> [Provided material]:
— BEGIN —

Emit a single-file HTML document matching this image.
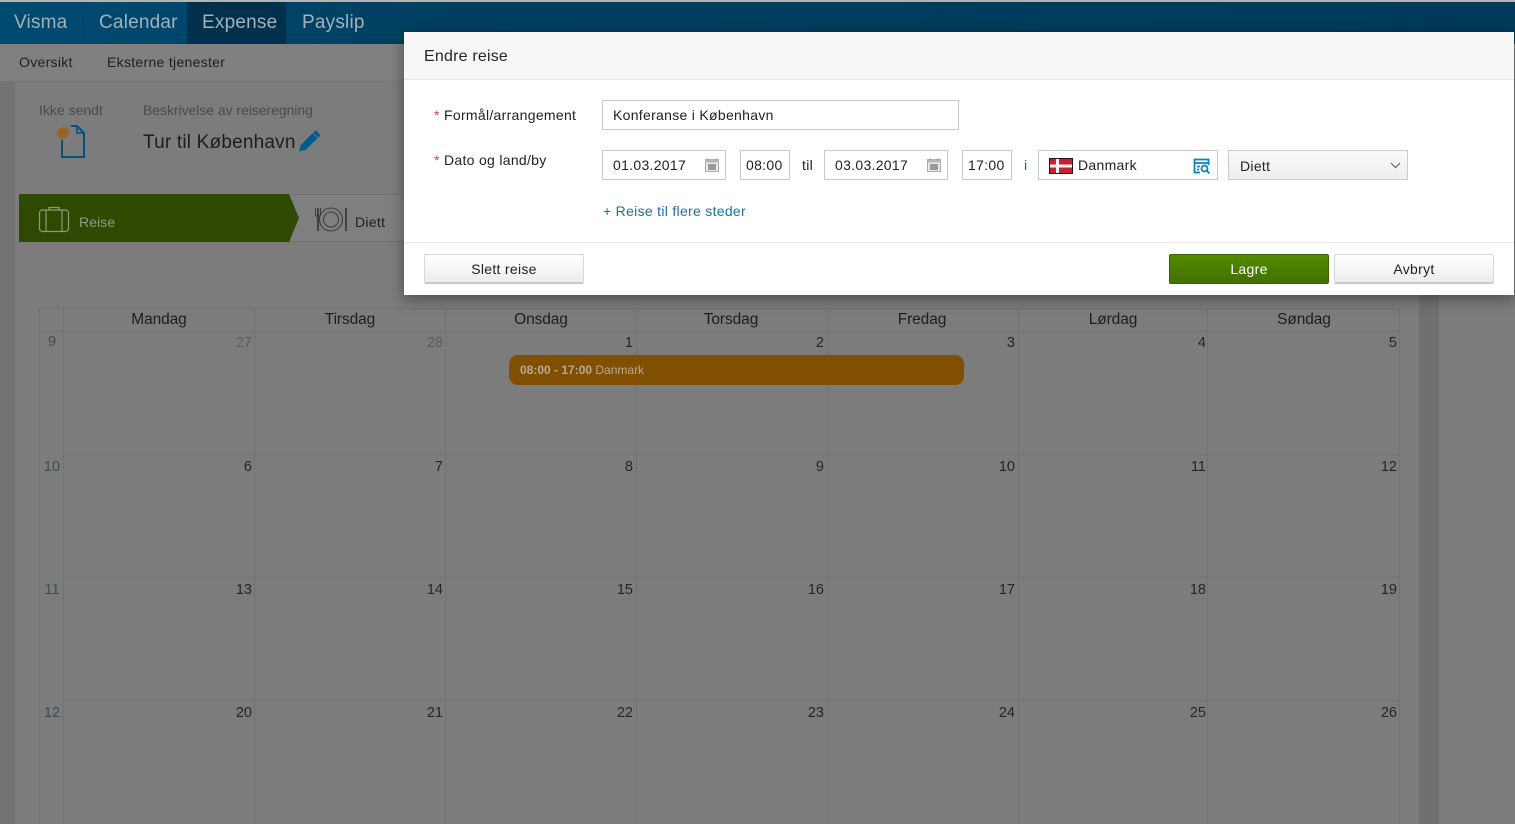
<!DOCTYPE html>
<html lang="no"><head><meta charset="utf-8"><title>Endre reise</title>
<style>
html,body{margin:0;padding:0;width:1515px;height:824px;overflow:hidden;background:#7c7c7c}
body{position:relative;font-family:"Liberation Sans",sans-serif;font-size:14px;color:#222}
div,span,a,svg{position:absolute}
.t{white-space:nowrap;line-height:18px;letter-spacing:.3px}
.nav{font-size:19px;color:#a2b1bb;line-height:24px;top:11px;white-space:nowrap;letter-spacing:.2px}
.h{top:311px;width:120px;text-align:center;font-size:15.5px;line-height:18px;color:#1d1d1d;letter-spacing:-.1px}
.n{width:30px;text-align:right;font-size:14.5px;line-height:16px;color:#252525}
.w{width:24px;left:40px;text-align:center;font-size:14.5px;line-height:16px;color:#404c55}
.vl{top:308px;width:1px;height:516px;background:#727272}
.hl{left:40px;width:1359px;height:1px;background:#727272}
.inp{background:#fff;border:1px solid #c8c8c8;box-sizing:border-box;height:30px}
.btn{box-sizing:border-box;height:30px;border-radius:2px;text-align:center;line-height:29px;white-space:nowrap;letter-spacing:.3px}
.g{background:linear-gradient(#fff,#ececec);border:1px solid #d8d8d8;border-bottom:2px solid #c9c9c9;color:#222}
</style></head><body>

<div style="left:0;top:0;width:15px;height:824px;background:#737373;top:81px"></div>
<div style="left:1419px;top:295px;width:20px;height:529px;background:#707070"></div>

<!-- top nav -->
<div style="left:0;top:0;width:1515px;height:2px;background:#b5b5b5"></div>
<div style="left:0;top:2px;width:1515px;height:42px;background:linear-gradient(90deg,#004a70 0,#003f60 30%,#003a5a 100%)"></div>
<div style="left:187px;top:2px;width:99px;height:42px;background:#00304c"></div>
<div style="left:83px;top:2px;width:1px;height:42px;background:#014163"></div>
<div style="left:286px;top:2px;width:1px;height:42px;background:#014163"></div>
<span class="nav" style="left:14px">Visma</span>
<span class="nav" style="left:99px">Calendar</span>
<span class="nav" style="left:202px">Expense</span>
<span class="nav" style="left:302px">Payslip</span>

<!-- sub nav -->
<div style="left:0;top:44px;width:1515px;height:37px;background:#808080;border-bottom:1px solid #757575"></div>
<span class="t" style="left:19px;top:53px;color:#1f1f1f">Oversikt</span>
<span class="t" style="left:107px;top:53px;color:#1f1f1f">Eksterne tjenester</span>

<!-- header -->
<span class="t" style="left:39px;top:101px;color:#4a4a4a;letter-spacing:0">Ikke sendt</span>
<span class="t" style="left:143px;top:101px;color:#4a4a4a;letter-spacing:-.05px">Beskrivelse av reiseregning</span>
<span class="t" style="left:143px;top:131px;font-size:19px;line-height:24px;color:#1d1d1d;letter-spacing:.2px">Tur til København</span>
<svg style="left:55px;top:124px" width="32" height="36" viewBox="0 0 32 36">
<path d="M7 16V33H29V9L22 2H16" fill="none" stroke="#00527f" stroke-width="2"/><path d="M22 2V9H29" fill="none" stroke="#00527f" stroke-width="1.6"/>
<path d="M8 2l1.3 2.2 2-1.4.2 2.5 2.5.2-1.4 2 2.2 1.3-2.2 1.300 1.400 2-2.500.200-.2 2.500-2-1.400L8 16l-1.300-2.200-2 1.400-.2-2.500-2.500-.2 1.400-2L1.200 9.200l2.200-1.300-1.400-2 2.500-.2.2-2.500 2 1.400z" fill="#9a6324"/></svg>
<svg style="left:298px;top:129px" width="24" height="24" viewBox="0 0 24 24"><path d="M1 22.500l1.800-6.500L16.500 2.300q1.200-1 2.300 0l2.700 2.700q1 1.100 0 2.300L7.800 20.800z" fill="#005c8d"/><path d="M15 4l5 5" stroke="#7c7c7c" stroke-width=".8"/></svg>

<!-- steps -->
<div style="left:19px;top:195px;width:400px;height:46px;background:#7f7f7f;border-top:1px solid #707070;border-bottom:1px solid #707070;box-sizing:content-box;top:194px"></div>
<svg style="left:19px;top:194px" width="281" height="48"><polygon points="0,0 270,0 280,24 270,48 0,48" fill="#2f4a00"/></svg>
<svg style="left:38px;top:205px" width="32" height="29" viewBox="0 0 32 29" fill="none" stroke="#8d9a80" stroke-width="1.200"><rect x="1.500" y="5" width="29" height="21.500" rx="3"/><path d="M8 5V26.500M24 5V26.500M11 5V2.500h10V5"/></svg>
<span class="t" style="left:79px;top:213px;color:#8f9a83;letter-spacing:.1px">Reise</span>
<svg style="left:313px;top:206px" width="36" height="27" viewBox="0 0 36 27" fill="none" stroke="#3f3f3f"><path d="M5 2V25" stroke-width="2"/><path d="M2.500 2V8q0 2.500 2.500 2.500T7.500 8V2" stroke-width="1"/><circle cx="18" cy="13.500" r="11.500" stroke-width="1.100"/><circle cx="18" cy="13.500" r="7.500" stroke-width="1.100"/><path d="M33 2V25" stroke-width="1.800"/></svg>
<span class="t" style="left:355px;top:213px;color:#1f1f1f">Diett</span>

<!-- calendar -->
<div style="left:40px;top:308px;width:1359px;height:1px;background:#727272"></div>
<div class="hl" style="top:331px"></div>
<div class="hl" style="top:454px;left:63px;width:1336px"></div>
<div class="hl" style="top:577px;left:63px;width:1336px"></div>
<div class="hl" style="top:700px;left:63px;width:1336px"></div>
<div class="vl" style="left:39px"></div><div class="vl" style="left:63px"></div><div class="vl" style="left:254px"></div><div class="vl" style="left:445px"></div><div class="vl" style="left:636px"></div><div class="vl" style="left:827px"></div><div class="vl" style="left:1018px"></div><div class="vl" style="left:1207px"></div><div class="vl" style="left:1399px"></div>

<span class="h" style="left:99px">Mandag</span><span class="h" style="left:290px">Tirsdag</span><span class="h" style="left:481px">Onsdag</span><span class="h" style="left:671px">Torsdag</span><span class="h" style="left:862px">Fredag</span><span class="h" style="left:1053px">Lørdag</span><span class="h" style="left:1244px">Søndag</span>

<span class="w" style="top:334px">9</span><span class="w" style="top:459px">10</span><span class="w" style="top:582px">11</span><span class="w" style="top:705px">12</span>

<span class="n" style="left:222px;top:335px;color:#5e5e5e">27</span><span class="n" style="left:413px;top:335px;color:#5e5e5e">28</span><span class="n" style="left:603px;top:335px">1</span><span class="n" style="left:794px;top:335px">2</span><span class="n" style="left:985px;top:335px">3</span><span class="n" style="left:1176px;top:335px">4</span><span class="n" style="left:1367px;top:335px">5</span>
<span class="n" style="left:222px;top:459px">6</span><span class="n" style="left:413px;top:459px">7</span><span class="n" style="left:603px;top:459px">8</span><span class="n" style="left:794px;top:459px">9</span><span class="n" style="left:985px;top:459px">10</span><span class="n" style="left:1176px;top:459px">11</span><span class="n" style="left:1367px;top:459px">12</span>
<span class="n" style="left:222px;top:582px">13</span><span class="n" style="left:413px;top:582px">14</span><span class="n" style="left:603px;top:582px">15</span><span class="n" style="left:794px;top:582px">16</span><span class="n" style="left:985px;top:582px">17</span><span class="n" style="left:1176px;top:582px">18</span><span class="n" style="left:1367px;top:582px">19</span>
<span class="n" style="left:222px;top:705px">20</span><span class="n" style="left:413px;top:705px">21</span><span class="n" style="left:603px;top:705px">22</span><span class="n" style="left:794px;top:705px">23</span><span class="n" style="left:985px;top:705px">24</span><span class="n" style="left:1176px;top:705px">25</span><span class="n" style="left:1367px;top:705px">26</span>

<div style="left:509px;top:355px;width:455px;height:30px;background:#805000;border-radius:9px"></div>
<span class="t" style="left:520px;top:361px;font-size:12px;color:#b7ab94;letter-spacing:0"><b>08:00 - 17:00</b> Danmark</span>

<!-- modal -->
<div style="left:404px;top:32px;width:1110px;height:263px;background:#fff;box-shadow:0 4px 14px rgba(0,0,0,.4)"></div>
<div style="left:404px;top:32px;width:1110px;height:47px;background:#f7f7f7;border-bottom:1px solid #e4e4e4"></div>
<span class="t" style="left:424px;top:47px;font-size:16px;line-height:20px;color:#252525;letter-spacing:.2px">Endre reise</span>

<span class="t" style="left:434px;top:106px;color:#d2444a">*</span><span class="t" style="left:444px;top:106px">Formål/arrangement</span>
<div class="inp" style="left:602px;top:100px;width:357px"></div>
<span class="t" style="left:613px;top:106px">Konferanse i København</span>

<span class="t" style="left:434px;top:151px;color:#d2444a">*</span><span class="t" style="left:444px;top:151px">Dato og land/by</span>

<div class="inp" style="left:602px;top:150px;width:124px"></div>
<span class="t" style="left:613px;top:156px">01.03.2017</span>
<svg style="left:705px;top:158px" width="14" height="14" viewBox="0 0 14 14"><rect x=".5" y="1.500" width="13" height="12" fill="#e8e8e8" stroke="#aaa"/><rect x=".5" y="1.500" width="13" height="3" fill="#b8b8b8"/><rect x="3" y="6" width="8" height="6" fill="#999"/><path d="M3 .5v2M11 .5v2" stroke="#888"/></svg>
<div class="inp" style="left:740px;top:150px;width:50px"></div>
<span class="t" style="left:746px;top:156px">08:00</span>
<span class="t" style="left:802px;top:156px">til</span>
<div class="inp" style="left:824px;top:150px;width:124px"></div>
<span class="t" style="left:835px;top:156px">03.03.2017</span>
<svg style="left:927px;top:158px" width="14" height="14" viewBox="0 0 14 14"><rect x=".5" y="1.500" width="13" height="12" fill="#e8e8e8" stroke="#aaa"/><rect x=".5" y="1.500" width="13" height="3" fill="#b8b8b8"/><rect x="3" y="6" width="8" height="6" fill="#999"/><path d="M3 .5v2M11 .5v2" stroke="#888"/></svg>
<div class="inp" style="left:962px;top:150px;width:50px"></div>
<span class="t" style="left:968px;top:156px">17:00</span>
<span class="t" style="left:1024px;top:156px;color:#1b5f8c">i</span>
<div class="inp" style="left:1038px;top:150px;width:180px"></div>
<svg style="left:1049px;top:158px" width="24" height="16" viewBox="0 0 24 16"><rect width="24" height="16" fill="#c8202f"/><rect y="6.500" width="24" height="3" fill="#f2f2f2"/><rect x="7" width="3" height="16" fill="#f2f2f2"/><rect x=".5" y=".5" width="23" height="15" fill="none" stroke="#301015"/></svg>
<span class="t" style="left:1078px;top:156px">Danmark</span>
<svg style="left:1193px;top:158px" width="18" height="16" viewBox="0 0 18 16" fill="none" stroke="#0a7fc4" stroke-width="1.800"><path d="M7 14.500H1.500V1.500H15.500V7"/><path d="M1.500 5H15.500M4 8.500H7M4 11.500H6" /><circle cx="11.500" cy="10.500" r="3"/><path d="M13.800 12.800l2.700 2.700"/></svg>
<div style="left:1228px;top:150px;width:180px;height:30px;box-sizing:border-box;border:1px solid #ccc;background:linear-gradient(#fafafa,#ededed)"></div>
<span class="t" style="left:1240px;top:157px">Diett</span>
<svg style="left:1390px;top:162px" width="11" height="7" viewBox="0 0 11 7"><path d="M1 1l4.500 4.500L10 1" fill="none" stroke="#666" stroke-width="1.200"/></svg>

<span class="t" style="left:603px;top:202px;color:#1e6fa3">+ Reise til flere steder</span>

<div style="left:404px;top:242px;width:1110px;height:1px;background:#e6e6e6"></div>
<div class="btn g" style="left:424px;top:254px;width:160px">Slett reise</div>
<div class="btn" style="left:1169px;top:254px;width:160px;background:linear-gradient(#548a00,#437000);border:1px solid #3a6200;color:#fff">Lagre</div>
<div class="btn g" style="left:1334px;top:254px;width:160px">Avbryt</div>
</body></html>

— END —

> [Written instruction]: Give back exactly the lines from the first line of the data through the line with "</style></head><body>", pictures excluded.

> [Task response]:
Emit a single-file HTML document matching this image.
<!DOCTYPE html>
<html lang="no"><head><meta charset="utf-8"><title>Endre reise</title>
<style>
html,body{margin:0;padding:0;width:1515px;height:824px;overflow:hidden;background:#7c7c7c}
body{position:relative;font-family:"Liberation Sans",sans-serif;font-size:14px;color:#222}
div,span,a,svg{position:absolute}
.t{white-space:nowrap;line-height:18px;letter-spacing:.3px}
.nav{font-size:19px;color:#a2b1bb;line-height:24px;top:11px;white-space:nowrap;letter-spacing:.2px}
.h{top:311px;width:120px;text-align:center;font-size:15.5px;line-height:18px;color:#1d1d1d;letter-spacing:-.1px}
.n{width:30px;text-align:right;font-size:14.5px;line-height:16px;color:#252525}
.w{width:24px;left:40px;text-align:center;font-size:14.5px;line-height:16px;color:#404c55}
.vl{top:308px;width:1px;height:516px;background:#727272}
.hl{left:40px;width:1359px;height:1px;background:#727272}
.inp{background:#fff;border:1px solid #c8c8c8;box-sizing:border-box;height:30px}
.btn{box-sizing:border-box;height:30px;border-radius:2px;text-align:center;line-height:29px;white-space:nowrap;letter-spacing:.3px}
.g{background:linear-gradient(#fff,#ececec);border:1px solid #d8d8d8;border-bottom:2px solid #c9c9c9;color:#222}
</style></head><body>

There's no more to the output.